— BEGIN —
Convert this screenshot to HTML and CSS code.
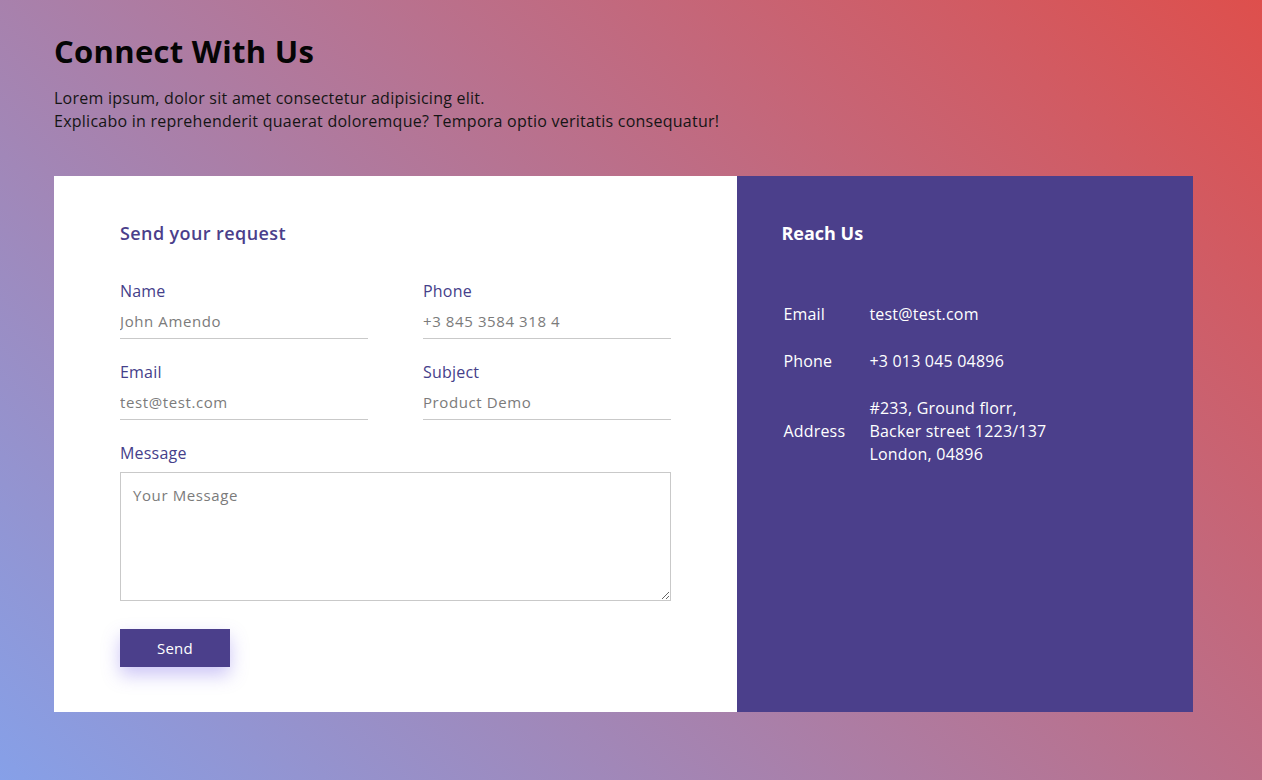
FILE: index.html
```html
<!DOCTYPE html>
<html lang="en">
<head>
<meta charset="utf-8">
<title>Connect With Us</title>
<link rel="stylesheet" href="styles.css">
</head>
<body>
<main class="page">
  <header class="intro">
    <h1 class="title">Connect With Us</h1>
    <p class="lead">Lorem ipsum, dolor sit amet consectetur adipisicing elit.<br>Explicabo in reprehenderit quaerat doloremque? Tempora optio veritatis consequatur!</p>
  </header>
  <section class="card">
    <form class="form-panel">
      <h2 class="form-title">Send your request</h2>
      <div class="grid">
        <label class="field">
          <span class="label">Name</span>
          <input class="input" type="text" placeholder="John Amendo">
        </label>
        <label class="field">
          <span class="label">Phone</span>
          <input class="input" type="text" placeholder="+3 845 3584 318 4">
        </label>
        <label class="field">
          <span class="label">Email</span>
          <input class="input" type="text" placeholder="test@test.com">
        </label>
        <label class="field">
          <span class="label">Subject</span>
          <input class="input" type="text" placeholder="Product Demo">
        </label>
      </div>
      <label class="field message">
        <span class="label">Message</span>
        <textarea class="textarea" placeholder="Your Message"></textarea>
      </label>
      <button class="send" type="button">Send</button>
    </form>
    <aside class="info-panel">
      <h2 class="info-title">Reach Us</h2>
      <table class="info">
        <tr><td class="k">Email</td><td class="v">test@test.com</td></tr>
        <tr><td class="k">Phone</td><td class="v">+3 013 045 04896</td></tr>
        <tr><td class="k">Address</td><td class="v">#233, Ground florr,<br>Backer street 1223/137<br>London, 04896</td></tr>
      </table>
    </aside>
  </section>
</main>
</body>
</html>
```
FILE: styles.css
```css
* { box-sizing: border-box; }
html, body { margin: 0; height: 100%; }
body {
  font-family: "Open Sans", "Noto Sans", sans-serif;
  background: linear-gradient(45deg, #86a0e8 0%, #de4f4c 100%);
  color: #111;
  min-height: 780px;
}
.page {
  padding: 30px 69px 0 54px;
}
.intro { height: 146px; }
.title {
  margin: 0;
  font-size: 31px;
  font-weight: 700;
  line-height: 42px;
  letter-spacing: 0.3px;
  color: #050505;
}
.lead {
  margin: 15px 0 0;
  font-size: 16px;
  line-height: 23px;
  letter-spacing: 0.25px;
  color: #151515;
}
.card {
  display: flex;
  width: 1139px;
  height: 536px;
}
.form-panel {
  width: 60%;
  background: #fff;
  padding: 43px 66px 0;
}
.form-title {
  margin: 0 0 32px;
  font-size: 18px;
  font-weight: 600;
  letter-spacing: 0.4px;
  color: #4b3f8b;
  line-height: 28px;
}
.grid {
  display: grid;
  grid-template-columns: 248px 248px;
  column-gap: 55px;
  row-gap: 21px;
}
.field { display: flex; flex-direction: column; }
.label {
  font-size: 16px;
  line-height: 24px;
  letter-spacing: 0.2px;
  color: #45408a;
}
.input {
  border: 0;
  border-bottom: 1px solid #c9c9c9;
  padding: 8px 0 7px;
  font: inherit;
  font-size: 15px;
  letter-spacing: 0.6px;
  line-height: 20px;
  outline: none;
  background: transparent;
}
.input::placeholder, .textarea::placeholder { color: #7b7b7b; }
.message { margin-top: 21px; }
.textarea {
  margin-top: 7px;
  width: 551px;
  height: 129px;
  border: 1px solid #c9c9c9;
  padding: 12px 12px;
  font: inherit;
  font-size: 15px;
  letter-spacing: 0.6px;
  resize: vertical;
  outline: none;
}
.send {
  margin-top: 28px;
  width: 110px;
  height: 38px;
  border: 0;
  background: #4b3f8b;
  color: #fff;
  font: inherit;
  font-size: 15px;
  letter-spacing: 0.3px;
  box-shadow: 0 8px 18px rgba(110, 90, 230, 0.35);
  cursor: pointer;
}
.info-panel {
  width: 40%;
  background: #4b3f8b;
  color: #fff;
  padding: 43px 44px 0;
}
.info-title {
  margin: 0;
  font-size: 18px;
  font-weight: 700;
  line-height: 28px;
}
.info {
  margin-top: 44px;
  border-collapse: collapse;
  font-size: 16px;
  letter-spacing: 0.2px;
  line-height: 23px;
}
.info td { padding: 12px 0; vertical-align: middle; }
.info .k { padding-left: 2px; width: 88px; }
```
— END —
Stated task: Transcribe the material exactly, keeping every word and none of the pictures.

Expected answer:
Convert this screenshot to HTML and CSS code.
FILE: index.html
```html
<!DOCTYPE html>
<html lang="en">
<head>
<meta charset="utf-8">
<title>Connect With Us</title>
<link rel="stylesheet" href="styles.css">
</head>
<body>
<main class="page">
  <header class="intro">
    <h1 class="title">Connect With Us</h1>
    <p class="lead">Lorem ipsum, dolor sit amet consectetur adipisicing elit.<br>Explicabo in reprehenderit quaerat doloremque? Tempora optio veritatis consequatur!</p>
  </header>
  <section class="card">
    <form class="form-panel">
      <h2 class="form-title">Send your request</h2>
      <div class="grid">
        <label class="field">
          <span class="label">Name</span>
          <input class="input" type="text" placeholder="John Amendo">
        </label>
        <label class="field">
          <span class="label">Phone</span>
          <input class="input" type="text" placeholder="+3 845 3584 318 4">
        </label>
        <label class="field">
          <span class="label">Email</span>
          <input class="input" type="text" placeholder="test@test.com">
        </label>
        <label class="field">
          <span class="label">Subject</span>
          <input class="input" type="text" placeholder="Product Demo">
        </label>
      </div>
      <label class="field message">
        <span class="label">Message</span>
        <textarea class="textarea" placeholder="Your Message"></textarea>
      </label>
      <button class="send" type="button">Send</button>
    </form>
    <aside class="info-panel">
      <h2 class="info-title">Reach Us</h2>
      <table class="info">
        <tr><td class="k">Email</td><td class="v">test@test.com</td></tr>
        <tr><td class="k">Phone</td><td class="v">+3 013 045 04896</td></tr>
        <tr><td class="k">Address</td><td class="v">#233, Ground florr,<br>Backer street 1223/137<br>London, 04896</td></tr>
      </table>
    </aside>
  </section>
</main>
</body>
</html>
```
FILE: styles.css
```css
* { box-sizing: border-box; }
html, body { margin: 0; height: 100%; }
body {
  font-family: "Open Sans", "Noto Sans", sans-serif;
  background: linear-gradient(45deg, #86a0e8 0%, #de4f4c 100%);
  color: #111;
  min-height: 780px;
}
.page {
  padding: 30px 69px 0 54px;
}
.intro { height: 146px; }
.title {
  margin: 0;
  font-size: 31px;
  font-weight: 700;
  line-height: 42px;
  letter-spacing: 0.3px;
  color: #050505;
}
.lead {
  margin: 15px 0 0;
  font-size: 16px;
  line-height: 23px;
  letter-spacing: 0.25px;
  color: #151515;
}
.card {
  display: flex;
  width: 1139px;
  height: 536px;
}
.form-panel {
  width: 60%;
  background: #fff;
  padding: 43px 66px 0;
}
.form-title {
  margin: 0 0 32px;
  font-size: 18px;
  font-weight: 600;
  letter-spacing: 0.4px;
  color: #4b3f8b;
  line-height: 28px;
}
.grid {
  display: grid;
  grid-template-columns: 248px 248px;
  column-gap: 55px;
  row-gap: 21px;
}
.field { display: flex; flex-direction: column; }
.label {
  font-size: 16px;
  line-height: 24px;
  letter-spacing: 0.2px;
  color: #45408a;
}
.input {
  border: 0;
  border-bottom: 1px solid #c9c9c9;
  padding: 8px 0 7px;
  font: inherit;
  font-size: 15px;
  letter-spacing: 0.6px;
  line-height: 20px;
  outline: none;
  background: transparent;
}
.input::placeholder, .textarea::placeholder { color: #7b7b7b; }
.message { margin-top: 21px; }
.textarea {
  margin-top: 7px;
  width: 551px;
  height: 129px;
  border: 1px solid #c9c9c9;
  padding: 12px 12px;
  font: inherit;
  font-size: 15px;
  letter-spacing: 0.6px;
  resize: vertical;
  outline: none;
}
.send {
  margin-top: 28px;
  width: 110px;
  height: 38px;
  border: 0;
  background: #4b3f8b;
  color: #fff;
  font: inherit;
  font-size: 15px;
  letter-spacing: 0.3px;
  box-shadow: 0 8px 18px rgba(110, 90, 230, 0.35);
  cursor: pointer;
}
.info-panel {
  width: 40%;
  background: #4b3f8b;
  color: #fff;
  padding: 43px 44px 0;
}
.info-title {
  margin: 0;
  font-size: 18px;
  font-weight: 700;
  line-height: 28px;
}
.info {
  margin-top: 44px;
  border-collapse: collapse;
  font-size: 16px;
  letter-spacing: 0.2px;
  line-height: 23px;
}
.info td { padding: 12px 0; vertical-align: middle; }
.info .k { padding-left: 2px; width: 88px; }
```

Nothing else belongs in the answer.